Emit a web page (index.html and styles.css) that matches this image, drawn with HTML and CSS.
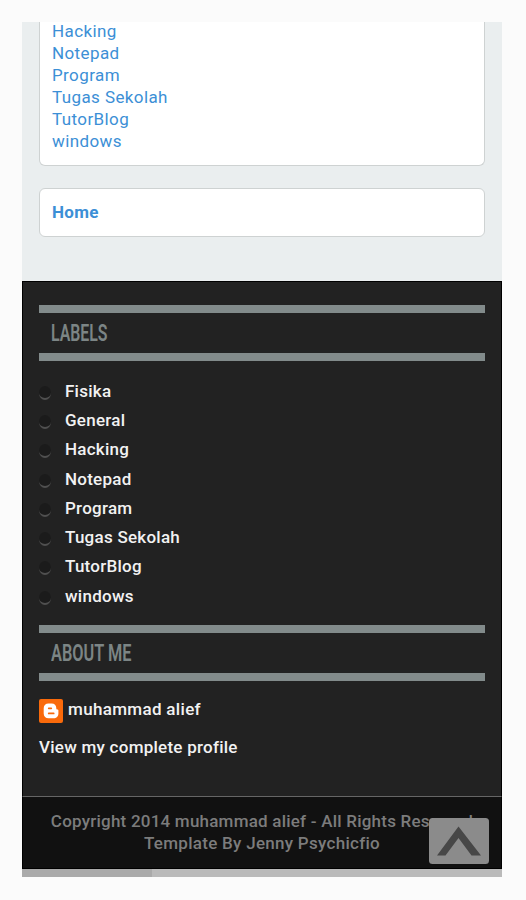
FILE: index.html
```html
<!DOCTYPE html>
<html lang="id">
<head>
<meta charset="utf-8">
<title>Labels</title>
<link rel="stylesheet" href="styles.css">
</head>
<body>
<div class="page">
  <main class="content">
    <ul class="card card-links">
      <li><a>Hacking</a></li>
      <li><a>Notepad</a></li>
      <li><a>Program</a></li>
      <li><a>Tugas Sekolah</a></li>
      <li><a>TutorBlog</a></li>
      <li><a>windows</a></li>
    </ul>
    <nav class="card card-home"><a>Home</a></nav>
  </main>
  <aside class="sidebar">
    <h2 class="heading heading-labels"><span>LABELS</span></h2>
    <ul class="labels">
      <li><i class="bullet"></i>Fisika</li>
      <li><i class="bullet"></i>General</li>
      <li><i class="bullet"></i>Hacking</li>
      <li><i class="bullet"></i>Notepad</li>
      <li><i class="bullet"></i>Program</li>
      <li><i class="bullet"></i>Tugas Sekolah</li>
      <li><i class="bullet"></i>TutorBlog</li>
      <li><i class="bullet"></i>windows</li>
    </ul>
    <h2 class="heading"><span>ABOUT ME</span></h2>
    <div class="author">
      <svg class="blogger" viewBox="0 0 24 24"><rect width="24" height="24" rx="2" fill="#f96a0b"/><path d="M9.500 4.500h3.200c2.800 0 4.600 2 4.600 4.400v.6c0 .8.4 1.100 1.100 1.100.6 0 1 .4 1 1v2.800c0 2.800-2 4.800-4.800 4.800H9.500c-2.800 0-4.800-2-4.800-4.800V9.300c0-2.800 2-4.800 4.800-4.800z" fill="#fff"/><path d="M9.700 9.300h2.600M9.700 14.400h5" stroke="#f96a0b" stroke-width="1.700" stroke-linecap="round"/></svg>
      <span>muhammad alief</span>
    </div>
    <div class="profile">View my complete profile</div>
  </aside>
  <footer class="footer">
    <p class="copyright">Copyright 2014 muhammad alief - All Rights Reserved</p>
    <p class="template">Template By Jenny Psychicfio</p>
    <svg class="to-top" viewBox="0 0 60 46"><rect width="60" height="46" rx="3.500" fill="#8b8b8b"/><path d="M8 37.500 29.500 8.500 52 37.500h-9.500L29.500 20 16.500 37.500z" fill="#474747"/></svg>
  </footer>
  <div class="scrollbar"><div class="thumb"></div></div>
</div>
</body>
</html>
```
FILE: styles.css
```css
* { box-sizing: border-box; margin: 0; padding: 0; }
body {
  padding: 22px;
  background: #fbfbfb;
  font: 17px/22px Roboto, "Liberation Sans", sans-serif;
}
ul { list-style: none; }
.page { width: 480px; height: 855px; overflow: hidden; }
.content { height: 259px; padding: 0 17px; background: #eaeeef; overflow: hidden; }
.card { background: #fff; border: 1px solid #ced2d2; padding-left: 12px; color: #3c8fd6; }
.card-links { height: 146px; margin-top: -2px; border-top: 0; border-radius: 0 0 6px 6px; letter-spacing: .4px; }
.card-home { height: 49px; margin-top: 22px; padding-top: 12px; border-radius: 6px; font-weight: 700; letter-spacing: .3px; }
.sidebar {
  height: 515px;
  padding: 23px 16px 0;
  background: #222;
  border: 1px solid #000;
  border-bottom: 0;
  color: #f2f2f2;
  font-weight: 500;
  letter-spacing: .25px;
}
.heading {
  height: 56px;
  padding-left: 12px;
  border: solid #828b8b;
  border-width: 8px 0;
  color: #7c8585;
  font: 600 24px/40px Roboto, sans-serif;
  letter-spacing: 0;
}
.heading span { display: inline-block; transform: scaleX(.68); transform-origin: left; white-space: nowrap; }
.heading-labels span { transform: scaleX(.66); }
.labels { padding-top: 15px; height: 264px; }
.labels li { display: flex; align-items: center; height: 29.300px; }
.bullet {
  width: 12px;
  height: 14px;
  margin: 4px 14px 0 0;
  border-radius: 50%;
  background: #1b1b1b;
  border-bottom: 2px solid #505050;
}
.author { display: flex; height: 24px; margin-top: 18px; line-height: 20px; letter-spacing: .32px; }
.blogger { width: 24px; height: 24px; margin-right: 5px; }
.profile { margin-top: 13px; }
.footer {
  position: relative;
  height: 73px;
  padding-top: 13px;
  background: #111;
  border: 1px solid #000;
  border-top-color: #666;
  color: #7c7c7c;
  text-align: center;
  font-weight: 500;
  letter-spacing: .22px;
}
.footer p { white-space: nowrap; }
.template { letter-spacing: .28px; }
.to-top { position: absolute; right: 12px; top: 21px; width: 60px; height: 46px; }
.scrollbar { height: 8px; padding-left: 130px; background: #aaa; }
.thumb { height: 8px; background: #bababa; }
```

-------------------------

EXERCISE TASK: Repeat the data above exactly, but not the pictures.

SOLUTION TO THIS EXERCISE:
Emit a web page (index.html and styles.css) that matches this image, drawn with HTML and CSS.
FILE: index.html
```html
<!DOCTYPE html>
<html lang="id">
<head>
<meta charset="utf-8">
<title>Labels</title>
<link rel="stylesheet" href="styles.css">
</head>
<body>
<div class="page">
  <main class="content">
    <ul class="card card-links">
      <li><a>Hacking</a></li>
      <li><a>Notepad</a></li>
      <li><a>Program</a></li>
      <li><a>Tugas Sekolah</a></li>
      <li><a>TutorBlog</a></li>
      <li><a>windows</a></li>
    </ul>
    <nav class="card card-home"><a>Home</a></nav>
  </main>
  <aside class="sidebar">
    <h2 class="heading heading-labels"><span>LABELS</span></h2>
    <ul class="labels">
      <li><i class="bullet"></i>Fisika</li>
      <li><i class="bullet"></i>General</li>
      <li><i class="bullet"></i>Hacking</li>
      <li><i class="bullet"></i>Notepad</li>
      <li><i class="bullet"></i>Program</li>
      <li><i class="bullet"></i>Tugas Sekolah</li>
      <li><i class="bullet"></i>TutorBlog</li>
      <li><i class="bullet"></i>windows</li>
    </ul>
    <h2 class="heading"><span>ABOUT ME</span></h2>
    <div class="author">
      <svg class="blogger" viewBox="0 0 24 24"><rect width="24" height="24" rx="2" fill="#f96a0b"/><path d="M9.500 4.500h3.200c2.800 0 4.600 2 4.600 4.400v.6c0 .8.4 1.100 1.100 1.100.6 0 1 .4 1 1v2.800c0 2.800-2 4.800-4.800 4.800H9.500c-2.800 0-4.800-2-4.800-4.800V9.300c0-2.800 2-4.800 4.800-4.800z" fill="#fff"/><path d="M9.700 9.300h2.600M9.700 14.400h5" stroke="#f96a0b" stroke-width="1.700" stroke-linecap="round"/></svg>
      <span>muhammad alief</span>
    </div>
    <div class="profile">View my complete profile</div>
  </aside>
  <footer class="footer">
    <p class="copyright">Copyright 2014 muhammad alief - All Rights Reserved</p>
    <p class="template">Template By Jenny Psychicfio</p>
    <svg class="to-top" viewBox="0 0 60 46"><rect width="60" height="46" rx="3.500" fill="#8b8b8b"/><path d="M8 37.500 29.500 8.500 52 37.500h-9.500L29.500 20 16.500 37.500z" fill="#474747"/></svg>
  </footer>
  <div class="scrollbar"><div class="thumb"></div></div>
</div>
</body>
</html>
```
FILE: styles.css
```css
* { box-sizing: border-box; margin: 0; padding: 0; }
body {
  padding: 22px;
  background: #fbfbfb;
  font: 17px/22px Roboto, "Liberation Sans", sans-serif;
}
ul { list-style: none; }
.page { width: 480px; height: 855px; overflow: hidden; }
.content { height: 259px; padding: 0 17px; background: #eaeeef; overflow: hidden; }
.card { background: #fff; border: 1px solid #ced2d2; padding-left: 12px; color: #3c8fd6; }
.card-links { height: 146px; margin-top: -2px; border-top: 0; border-radius: 0 0 6px 6px; letter-spacing: .4px; }
.card-home { height: 49px; margin-top: 22px; padding-top: 12px; border-radius: 6px; font-weight: 700; letter-spacing: .3px; }
.sidebar {
  height: 515px;
  padding: 23px 16px 0;
  background: #222;
  border: 1px solid #000;
  border-bottom: 0;
  color: #f2f2f2;
  font-weight: 500;
  letter-spacing: .25px;
}
.heading {
  height: 56px;
  padding-left: 12px;
  border: solid #828b8b;
  border-width: 8px 0;
  color: #7c8585;
  font: 600 24px/40px Roboto, sans-serif;
  letter-spacing: 0;
}
.heading span { display: inline-block; transform: scaleX(.68); transform-origin: left; white-space: nowrap; }
.heading-labels span { transform: scaleX(.66); }
.labels { padding-top: 15px; height: 264px; }
.labels li { display: flex; align-items: center; height: 29.300px; }
.bullet {
  width: 12px;
  height: 14px;
  margin: 4px 14px 0 0;
  border-radius: 50%;
  background: #1b1b1b;
  border-bottom: 2px solid #505050;
}
.author { display: flex; height: 24px; margin-top: 18px; line-height: 20px; letter-spacing: .32px; }
.blogger { width: 24px; height: 24px; margin-right: 5px; }
.profile { margin-top: 13px; }
.footer {
  position: relative;
  height: 73px;
  padding-top: 13px;
  background: #111;
  border: 1px solid #000;
  border-top-color: #666;
  color: #7c7c7c;
  text-align: center;
  font-weight: 500;
  letter-spacing: .22px;
}
.footer p { white-space: nowrap; }
.template { letter-spacing: .28px; }
.to-top { position: absolute; right: 12px; top: 21px; width: 60px; height: 46px; }
.scrollbar { height: 8px; padding-left: 130px; background: #aaa; }
.thumb { height: 8px; background: #bababa; }
```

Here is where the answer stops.